Bu noktada Kurucu Cumhurbaşkanımız rahmetli Rauf R. Denktaş’ın çok önem verdiği bir anısını yazmaktan kendimi alamıyorum.
Kurucu Cumhurbaşkanımız rahmetli Rauf R. Denktaş’ın görevde olduğu günlerde,5 Kasım 2004’te İstanbul’daki programını tamamlamasının ardından Lefkoşa’ya hareketinden önce Atatürk Hava Limanı Devlet Konukevi’nde basın mensuplarının sorularını yanıtlarken Filistin lideri Arafat’ın sağlık durumuyla ilgili bir soru üzerine Denktaş: “4 yıl süren ev hapsi nedeniyle Arafat’ın dışarıda gerekli tedaviyi göremediğini” kaydederek, ‘Hürriyet için, hakları için mücadele eden bir halkın liderine bu muamele yapılmamalıydı” dedi.
KKTC Cumhurbaşkanı Rauf Denktaş, Arafat’ın sağlığına kavuşması dileğinde de bulunarak, sözlerini şöyle tamamlıyordu: Arafat muhakkak tarihe geçmiş bir insandır. Bana bir sözü vardı. Bundan yıllar önce bir İslam Konferansında buluştuğumuzda , “Denktaş bey, sen bana “Birleşmiş Milletlerde söz hakkı veridi” diye kıskanıyorsun. Ancak şunu unutuyorsun, benim gömülecek toprağım yok henüz. Senin bir Türkiye’n var, devletin var. Benim bir Türkiye’m olmuş olsaydı, şimdi bu çektiklerimi çekmezdim” demişti.

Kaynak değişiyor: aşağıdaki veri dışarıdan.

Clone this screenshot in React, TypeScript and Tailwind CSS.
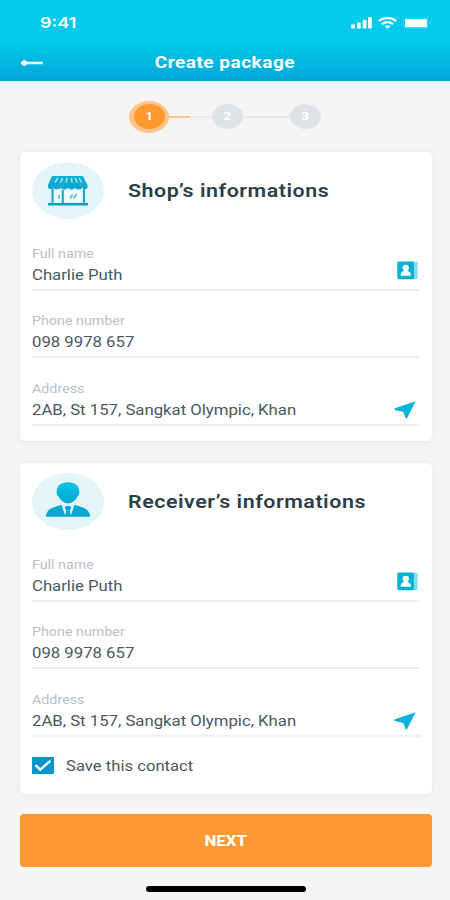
import clsx from 'clsx';
import type { ReactNode } from 'react';

interface FieldProps {
  label: string;
  value: string;
  icon?: ReactNode;
}

interface InfoCardProps {
  title: string;
  avatar: ReactNode;
  className?: string;
  children?: ReactNode;
}

function SignalIcon() {
  return (
    <svg width="21" height="12" viewBox="0 0 21 12" fill="white">
      <rect x="0" y="7.5" width="4" height="4" rx="1" />
      <rect x="6" y="5.5" width="3.8" height="6" rx="1" />
      <rect x="11.6" y="3" width="3.8" height="8.5" rx="1" />
      <rect x="17" y="0" width="3.8" height="11.5" rx="1" />
    </svg>
  );
}

function WifiIcon() {
  return (
    <svg width="19" height="12" viewBox="0 0 19 12" fill="none" stroke="white" strokeWidth="2.2">
      <path d="M0.8 4C5.6 0 13.4 0 18.2 4" />
      <path d="M3.9 7.2C7.3 4.6 11.7 4.6 15.1 7.2" />
      <path d="M6.5 9.2C8.3 8 10.7 8 12.5 9.2L9.5 11.8Z" fill="white" stroke="none" />
    </svg>
  );
}

function BatteryIcon() {
  return (
    <svg width="29" height="12" viewBox="0 0 29 12">
      <rect x="0.5" y="0.8" width="24.5" height="10.4" rx="2.5" fill="none" stroke="white" strokeOpacity="0.15" />
      <rect x="2" y="2" width="22" height="8.2" rx="1" fill="white" />
      <path d="M26.4 4.3V7.7C28.2 7.1 28.2 4.9 26.4 4.3Z" fill="white" fillOpacity="0.35" />
    </svg>
  );
}

function BackIcon() {
  return (
    <svg width="24" height="10" viewBox="0 0 24 10" fill="white">
      <path d="M0.5 5L3.2 2.3Q4.6 1.5 5.8 2.6L7 3.8H22.5Q23.4 5 22.5 6.2H7L5.8 7.4Q4.6 8.5 3.2 7.7Z" />
    </svg>
  );
}

function ShopIcon() {
  return (
    <svg width="42" height="31" viewBox="0 0 42 31">
      <defs>
        <linearGradient id="shop" x1="0" y1="0" x2="0" y2="1">
          <stop offset="0" stopColor="#0cb2d6" />
          <stop offset="1" stopColor="#12a5cf" />
        </linearGradient>
      </defs>
      <path d="M6 12H36V28H6Z" fill="#d3eff8" />
      <path d="M5 1H36L40.5 10V12.5C39.5 14.5 37 14.5 35.5 12.8C33 15 30 15 28 12.8C25.5 15 23 15 20.8 12.8C18.5 15 16 15 13.7 12.8C11.5 15 8.5 15 6.3 12.8C4.5 14.5 2 14.5 1 12.5V10Z" fill="url(#shop)" />
      <path d="M11 3L8 7.5M15.5 3L13.5 7.5M20 3L19 7.5M24.5 3L25 7.5M28.5 3L30 7.5M32 3L34.5 7.5" stroke="#a9e1ef" strokeWidth="1.5" />
      <path d="M5.5 13V29M37 13V29M15.8 15V28" stroke="#1aa7d1" strokeWidth="2" />
      <path d="M17.5 16.5Q21 13.5 24.5 16.5Q28.5 13.5 34.5 16.5V27H17.5Z" fill="#f8fdff" />
      <path d="M7.5 17L10.5 14L14 17V27.5H7.5Z" fill="#f8fdff" />
      <path d="M12 20V24M23 23.5L25.5 19.5M26.5 23.5L29.5 19" stroke="#4cbddb" strokeWidth="1.6" />
      <path d="M1 29.3H41" stroke="#129fcc" strokeWidth="2.4" />
    </svg>
  );
}

function PersonIcon() {
  return (
    <svg width="46" height="36" viewBox="0 0 46 36">
      <defs>
        <linearGradient id="person" x1="0" y1="0" x2="0" y2="1">
          <stop offset="0" stopColor="#00c2e1" />
          <stop offset="1" stopColor="#05a9d4" />
        </linearGradient>
      </defs>
      <path d="M23 0.3C29.6 0.3 34.3 4 34.3 9.3C34.7 11.6 33.9 13.1 32.6 14.2C30.8 18 27 21.3 23 21.3C19 21.3 15.2 18 13.4 14.2C12.1 13.1 11.3 11.6 11.7 9.3C11.7 4 16.4 0.3 23 0.3Z" fill="url(#person)" />
      <path d="M0.8 34.8C1.2 29.8 3.8 26.8 9 25.3L16.5 22.8L20.6 34.8ZM45.2 34.8C44.8 29.8 42.2 26.8 37 25.3L29.5 22.8L25.4 34.8Z" fill="#08a6d2" />
      <path d="M20.8 24H25.2L26.3 25.8L24.8 28.2L26 34.8H20L21.2 28.2L19.7 25.8Z" fill="#08a6d2" />
    </svg>
  );
}

function ContactIcon() {
  return (
    <svg width="21" height="19" viewBox="0 0 21 19">
      <path d="M15 0.8H19.6Q20.6 0.8 20.6 1.8V17Q20.6 18 19.6 18H15Z" fill="#84dbeb" />
      <rect x="0.3" y="0.5" width="16.6" height="17.8" rx="1.5" fill="#04b1d5" />
      <ellipse cx="8.8" cy="6.7" rx="3.2" ry="2.9" fill="white" />
      <path d="M3.8 14.8V13.3C3.8 11.3 5.8 10.2 7.2 10V8.5H10.4V10C11.8 10.2 13.8 11.3 13.8 13.3V14.8Z" fill="white" />
    </svg>
  );
}

function LocationIcon() {
  return (
    <svg width="22" height="18" viewBox="0 0 22 18">
      <path d="M21.6 0.3L13.2 16.9Q12.1 18.2 11.4 16.8L9.6 11.7Q9.3 11 8.4 10.8L0.9 8.9Q-0.3 8 0.9 7.2Z" fill="#04b3d9" />
    </svg>
  );
}

function CheckIcon() {
  return (
    <svg width="18" height="13" viewBox="0 0 18 13" fill="none" stroke="white" strokeWidth="2.4">
      <path d="M1.5 6.2L6.2 10.7L16.3 1.8" />
    </svg>
  );
}

function Step({ number, active }: { number: number; active?: boolean }) {
  return (
    <div
      className={clsx(
        'flex shrink-0 items-center justify-center',
        active && 'h-8 w-10 rounded-[50%] bg-[#ffc48a]'
      )}
    >
      <div
        className={clsx(
          'flex h-[25px] w-[31px] items-center justify-center rounded-[50%] pt-px text-[11px] font-bold text-white',
          active ? 'bg-[#ff982f]' : 'bg-[#dfe3e8]'
        )}
      >
        <span className="scale-x-[1.25]">{number}</span>
      </div>
    </div>
  );
}

function Field({ label, value, icon }: FieldProps) {
  return (
    <div className="flex h-[67.5px] items-end justify-between border-b-2 border-[#eceff1] pb-[3px]">
      <div className="whitespace-nowrap">
        <div className="w-max origin-left scale-x-[1.19] text-xs leading-5 text-[#b9c0c6]">{label}</div>
        <div className="w-max origin-left scale-x-[1.195] text-sm leading-[22px] text-[#4a585f]">{value}</div>
      </div>
      {icon}
    </div>
  );
}

function InfoCard({ title, avatar, className, children }: InfoCardProps) {
  return (
    <section className={clsx('rounded-[5px] bg-white px-3 pt-2.5 shadow-[0_1px_6px_rgba(0,0,0,0.07)]', className)}>
      <div className="mb-1 flex h-[57px] items-center">
        <div className="flex h-[57px] w-[72px] items-center justify-center rounded-[50%] bg-[#e4f5fa]">
          {avatar}
        </div>
        <h2 className="ml-6 w-max origin-left scale-x-[1.19] text-lg font-semibold tracking-[0.45px] whitespace-nowrap text-[#2c3e48]">
          {title}
        </h2>
      </div>
      <Field
        label="Full name"
        value="Charlie Puth"
        icon={<div className="mr-[2px] mb-[6px]"><ContactIcon /></div>}
      />
      <Field label="Phone number" value="098 9978 657" />
      <Field
        label="Address"
        value="2AB, St 157, Sangkat Olympic, Khan"
        icon={<div className="mr-[4px] mb-[2px]"><LocationIcon /></div>}
      />
      {children}
    </section>
  );
}

function App() {
  return (
    <div className="flex h-[900px] w-[450px] flex-col overflow-hidden bg-[#f5f5f6] font-['Roboto','Liberation_Sans',sans-serif]">
      <header className="h-[81px] shrink-0 bg-linear-to-b from-[#02caea] from-50% to-[#00a6d7] text-white">
        <div className="flex h-[45px] items-center justify-between pr-[18px] pl-10">
          <span className="origin-left scale-x-[1.2] pt-px font-['Inter'] text-[15px] font-semibold">9:41</span>
          <div className="flex items-center gap-[6px]">
            <SignalIcon />
            <WifiIcon />
            <BatteryIcon />
          </div>
        </div>
        <div className="grid h-[35px] grid-cols-[1fr_auto_1fr] items-center pl-5">
          <BackIcon />
          <h1 className="mr-5 scale-x-[1.19] pt-px text-base font-bold tracking-[0.4px]">Create package</h1>
        </div>
      </header>

      <div className="flex h-[71px] shrink-0 items-center justify-center">
        <Step number={1} active />
        <div className="flex h-[2px] w-[43px] bg-[#e9ebee]">
          <div className="w-[21px] bg-[#ffc48a]" />
        </div>
        <Step number={2} />
        <div className="h-[2px] w-[47px] bg-[#e6e9ec]" />
        <Step number={3} />
      </div>

      <main className="flex flex-col pr-[18px] pl-5">
        <InfoCard title="Shop’s informations" avatar={<ShopIcon />} className="h-[289px]" />
        <InfoCard
          title="Receiver’s informations"
          avatar={<div className="mb-[3px]"><PersonIcon /></div>}
          className="mt-[22px] h-[331px]"
        >
          <label className="flex h-[58px] items-center">
            <span className="flex h-[17px] w-[22px] items-center justify-center rounded-[1px] bg-[#0795cb]">
              <CheckIcon />
            </span>
            <span className="ml-3 origin-left scale-x-[1.19] text-sm text-[#4a585f]">Save this contact</span>
          </label>
        </InfoCard>
        <button className="mt-5 h-[53px] rounded-[4px] bg-[#ff9830] text-sm font-extrabold text-white">
          <span className="inline-block scale-x-[1.2]">NEXT</span>
        </button>
      </main>

      <div className="mt-[19px] ml-[146px] h-[6px] w-40 rounded-full bg-black" />
    </div>
  );
}

export default App;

Arafat , o zaman sürgündeydi. Gömülecek toprağım yok” sözü bana çok battı. Biz de Kıbrıs’ta eğer aklımızı başımıza almazsak , devletimizden , egemenliğimizden vazgeçersek , zannedersem gömülecek toprağımız bizim de olmayacaktır.
Rumlar en başta “Dr. Küçük’ün gömüldüğü tepe Rum malıdır, hadi bunu buradan sökün” diye başlayacaktır. Şehitlikler Rumların tarlasına gömülmüştür, çıkarın bunları” diye başlayacaktır. Onun için Arafat’ın sözünü ben hiç unutmuyorum. Devletin kutsallığını, önemini ve devletini korumak için insanların nelere katlandığını... İşte bunları düşünerek değerlendirmemiz lazım diye düşünüyorum. İnşallah sağlığına kavuşur. Büyük bir liderdi” dedi. Kaynak: www.haber7.com/dunya/haber/20776-arafatin-denktasi-duygulandiran-sozleri
KKTC’nin Kurucu Cumhurbaşkanı rahmetli Rauf R. Denktaş’ın bu sözlerine katılmamak mümkün mü?